>> Begin

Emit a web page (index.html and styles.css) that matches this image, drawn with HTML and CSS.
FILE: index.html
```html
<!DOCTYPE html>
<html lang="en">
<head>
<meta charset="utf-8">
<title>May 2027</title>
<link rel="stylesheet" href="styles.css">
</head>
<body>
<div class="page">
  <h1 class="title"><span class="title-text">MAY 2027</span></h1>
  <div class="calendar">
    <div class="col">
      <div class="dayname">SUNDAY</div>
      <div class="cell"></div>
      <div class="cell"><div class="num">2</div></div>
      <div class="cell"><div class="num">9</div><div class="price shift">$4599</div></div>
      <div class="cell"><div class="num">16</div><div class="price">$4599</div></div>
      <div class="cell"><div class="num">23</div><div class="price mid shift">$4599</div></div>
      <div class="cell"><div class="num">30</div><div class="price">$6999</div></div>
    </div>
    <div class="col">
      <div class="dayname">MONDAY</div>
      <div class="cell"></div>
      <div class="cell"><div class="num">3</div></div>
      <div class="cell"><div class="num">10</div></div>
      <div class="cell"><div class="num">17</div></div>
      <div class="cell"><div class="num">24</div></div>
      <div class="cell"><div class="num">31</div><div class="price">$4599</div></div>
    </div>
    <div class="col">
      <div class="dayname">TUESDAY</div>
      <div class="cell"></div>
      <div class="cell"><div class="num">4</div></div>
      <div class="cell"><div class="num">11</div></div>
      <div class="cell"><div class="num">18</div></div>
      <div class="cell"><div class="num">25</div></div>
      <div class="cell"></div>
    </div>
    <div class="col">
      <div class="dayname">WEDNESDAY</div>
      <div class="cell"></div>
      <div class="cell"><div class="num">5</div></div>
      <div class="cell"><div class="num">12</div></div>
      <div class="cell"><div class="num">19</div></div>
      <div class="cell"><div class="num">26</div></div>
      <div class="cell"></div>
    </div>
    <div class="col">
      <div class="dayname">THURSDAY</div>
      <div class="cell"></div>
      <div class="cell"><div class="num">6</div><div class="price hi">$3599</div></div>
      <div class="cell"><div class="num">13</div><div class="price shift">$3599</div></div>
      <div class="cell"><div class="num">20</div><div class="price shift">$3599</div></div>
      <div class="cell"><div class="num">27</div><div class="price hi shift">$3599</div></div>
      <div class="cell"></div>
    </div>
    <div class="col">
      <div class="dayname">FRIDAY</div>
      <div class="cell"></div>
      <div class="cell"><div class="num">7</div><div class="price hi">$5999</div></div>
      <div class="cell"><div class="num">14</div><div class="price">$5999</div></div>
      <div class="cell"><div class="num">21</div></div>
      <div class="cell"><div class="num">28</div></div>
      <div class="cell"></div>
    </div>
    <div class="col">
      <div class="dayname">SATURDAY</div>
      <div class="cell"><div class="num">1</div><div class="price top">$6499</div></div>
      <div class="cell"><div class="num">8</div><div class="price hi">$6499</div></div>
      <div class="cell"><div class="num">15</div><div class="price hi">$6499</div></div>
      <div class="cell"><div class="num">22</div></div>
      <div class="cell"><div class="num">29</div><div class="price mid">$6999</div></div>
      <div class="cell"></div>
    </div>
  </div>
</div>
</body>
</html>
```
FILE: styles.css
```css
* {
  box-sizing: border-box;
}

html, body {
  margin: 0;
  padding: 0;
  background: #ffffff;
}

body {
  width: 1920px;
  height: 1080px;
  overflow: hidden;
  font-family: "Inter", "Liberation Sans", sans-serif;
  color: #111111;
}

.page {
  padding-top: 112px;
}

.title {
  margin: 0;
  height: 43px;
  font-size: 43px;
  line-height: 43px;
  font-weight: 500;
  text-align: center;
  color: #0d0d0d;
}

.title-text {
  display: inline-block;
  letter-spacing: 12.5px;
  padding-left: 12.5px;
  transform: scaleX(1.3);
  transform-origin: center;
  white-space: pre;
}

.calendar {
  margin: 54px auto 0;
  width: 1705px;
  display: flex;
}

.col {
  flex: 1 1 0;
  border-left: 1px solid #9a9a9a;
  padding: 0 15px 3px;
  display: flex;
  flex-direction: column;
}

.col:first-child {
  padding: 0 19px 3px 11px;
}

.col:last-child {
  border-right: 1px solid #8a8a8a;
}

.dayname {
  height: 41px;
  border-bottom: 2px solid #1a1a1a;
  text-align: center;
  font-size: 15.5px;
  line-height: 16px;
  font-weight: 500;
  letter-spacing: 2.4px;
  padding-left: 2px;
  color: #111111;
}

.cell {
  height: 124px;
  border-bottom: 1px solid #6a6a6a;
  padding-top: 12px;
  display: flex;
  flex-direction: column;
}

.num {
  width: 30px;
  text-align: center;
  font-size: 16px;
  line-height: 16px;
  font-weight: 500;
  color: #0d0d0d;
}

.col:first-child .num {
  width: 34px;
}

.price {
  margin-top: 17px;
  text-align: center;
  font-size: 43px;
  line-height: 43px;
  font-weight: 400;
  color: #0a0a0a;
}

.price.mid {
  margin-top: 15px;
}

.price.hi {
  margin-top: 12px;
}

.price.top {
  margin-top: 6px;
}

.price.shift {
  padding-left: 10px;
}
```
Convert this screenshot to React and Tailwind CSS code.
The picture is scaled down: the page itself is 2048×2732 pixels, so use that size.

>> End

Stated goal ::
Set out the complete listing exactly as shown.

Finished task ::
Emit a web page (index.html and styles.css) that matches this image, drawn with HTML and CSS.
FILE: index.html
```html
<!DOCTYPE html>
<html lang="en">
<head>
<meta charset="utf-8">
<title>May 2027</title>
<link rel="stylesheet" href="styles.css">
</head>
<body>
<div class="page">
  <h1 class="title"><span class="title-text">MAY 2027</span></h1>
  <div class="calendar">
    <div class="col">
      <div class="dayname">SUNDAY</div>
      <div class="cell"></div>
      <div class="cell"><div class="num">2</div></div>
      <div class="cell"><div class="num">9</div><div class="price shift">$4599</div></div>
      <div class="cell"><div class="num">16</div><div class="price">$4599</div></div>
      <div class="cell"><div class="num">23</div><div class="price mid shift">$4599</div></div>
      <div class="cell"><div class="num">30</div><div class="price">$6999</div></div>
    </div>
    <div class="col">
      <div class="dayname">MONDAY</div>
      <div class="cell"></div>
      <div class="cell"><div class="num">3</div></div>
      <div class="cell"><div class="num">10</div></div>
      <div class="cell"><div class="num">17</div></div>
      <div class="cell"><div class="num">24</div></div>
      <div class="cell"><div class="num">31</div><div class="price">$4599</div></div>
    </div>
    <div class="col">
      <div class="dayname">TUESDAY</div>
      <div class="cell"></div>
      <div class="cell"><div class="num">4</div></div>
      <div class="cell"><div class="num">11</div></div>
      <div class="cell"><div class="num">18</div></div>
      <div class="cell"><div class="num">25</div></div>
      <div class="cell"></div>
    </div>
    <div class="col">
      <div class="dayname">WEDNESDAY</div>
      <div class="cell"></div>
      <div class="cell"><div class="num">5</div></div>
      <div class="cell"><div class="num">12</div></div>
      <div class="cell"><div class="num">19</div></div>
      <div class="cell"><div class="num">26</div></div>
      <div class="cell"></div>
    </div>
    <div class="col">
      <div class="dayname">THURSDAY</div>
      <div class="cell"></div>
      <div class="cell"><div class="num">6</div><div class="price hi">$3599</div></div>
      <div class="cell"><div class="num">13</div><div class="price shift">$3599</div></div>
      <div class="cell"><div class="num">20</div><div class="price shift">$3599</div></div>
      <div class="cell"><div class="num">27</div><div class="price hi shift">$3599</div></div>
      <div class="cell"></div>
    </div>
    <div class="col">
      <div class="dayname">FRIDAY</div>
      <div class="cell"></div>
      <div class="cell"><div class="num">7</div><div class="price hi">$5999</div></div>
      <div class="cell"><div class="num">14</div><div class="price">$5999</div></div>
      <div class="cell"><div class="num">21</div></div>
      <div class="cell"><div class="num">28</div></div>
      <div class="cell"></div>
    </div>
    <div class="col">
      <div class="dayname">SATURDAY</div>
      <div class="cell"><div class="num">1</div><div class="price top">$6499</div></div>
      <div class="cell"><div class="num">8</div><div class="price hi">$6499</div></div>
      <div class="cell"><div class="num">15</div><div class="price hi">$6499</div></div>
      <div class="cell"><div class="num">22</div></div>
      <div class="cell"><div class="num">29</div><div class="price mid">$6999</div></div>
      <div class="cell"></div>
    </div>
  </div>
</div>
</body>
</html>
```
FILE: styles.css
```css
* {
  box-sizing: border-box;
}

html, body {
  margin: 0;
  padding: 0;
  background: #ffffff;
}

body {
  width: 1920px;
  height: 1080px;
  overflow: hidden;
  font-family: "Inter", "Liberation Sans", sans-serif;
  color: #111111;
}

.page {
  padding-top: 112px;
}

.title {
  margin: 0;
  height: 43px;
  font-size: 43px;
  line-height: 43px;
  font-weight: 500;
  text-align: center;
  color: #0d0d0d;
}

.title-text {
  display: inline-block;
  letter-spacing: 12.5px;
  padding-left: 12.5px;
  transform: scaleX(1.3);
  transform-origin: center;
  white-space: pre;
}

.calendar {
  margin: 54px auto 0;
  width: 1705px;
  display: flex;
}

.col {
  flex: 1 1 0;
  border-left: 1px solid #9a9a9a;
  padding: 0 15px 3px;
  display: flex;
  flex-direction: column;
}

.col:first-child {
  padding: 0 19px 3px 11px;
}

.col:last-child {
  border-right: 1px solid #8a8a8a;
}

.dayname {
  height: 41px;
  border-bottom: 2px solid #1a1a1a;
  text-align: center;
  font-size: 15.5px;
  line-height: 16px;
  font-weight: 500;
  letter-spacing: 2.4px;
  padding-left: 2px;
  color: #111111;
}

.cell {
  height: 124px;
  border-bottom: 1px solid #6a6a6a;
  padding-top: 12px;
  display: flex;
  flex-direction: column;
}

.num {
  width: 30px;
  text-align: center;
  font-size: 16px;
  line-height: 16px;
  font-weight: 500;
  color: #0d0d0d;
}

.col:first-child .num {
  width: 34px;
}

.price {
  margin-top: 17px;
  text-align: center;
  font-size: 43px;
  line-height: 43px;
  font-weight: 400;
  color: #0a0a0a;
}

.price.mid {
  margin-top: 15px;
}

.price.hi {
  margin-top: 12px;
}

.price.top {
  margin-top: 6px;
}

.price.shift {
  padding-left: 10px;
}
```
Convert this screenshot to React and Tailwind CSS code.
The picture is scaled down: the page itself is 2048×2732 pixels, so use that size.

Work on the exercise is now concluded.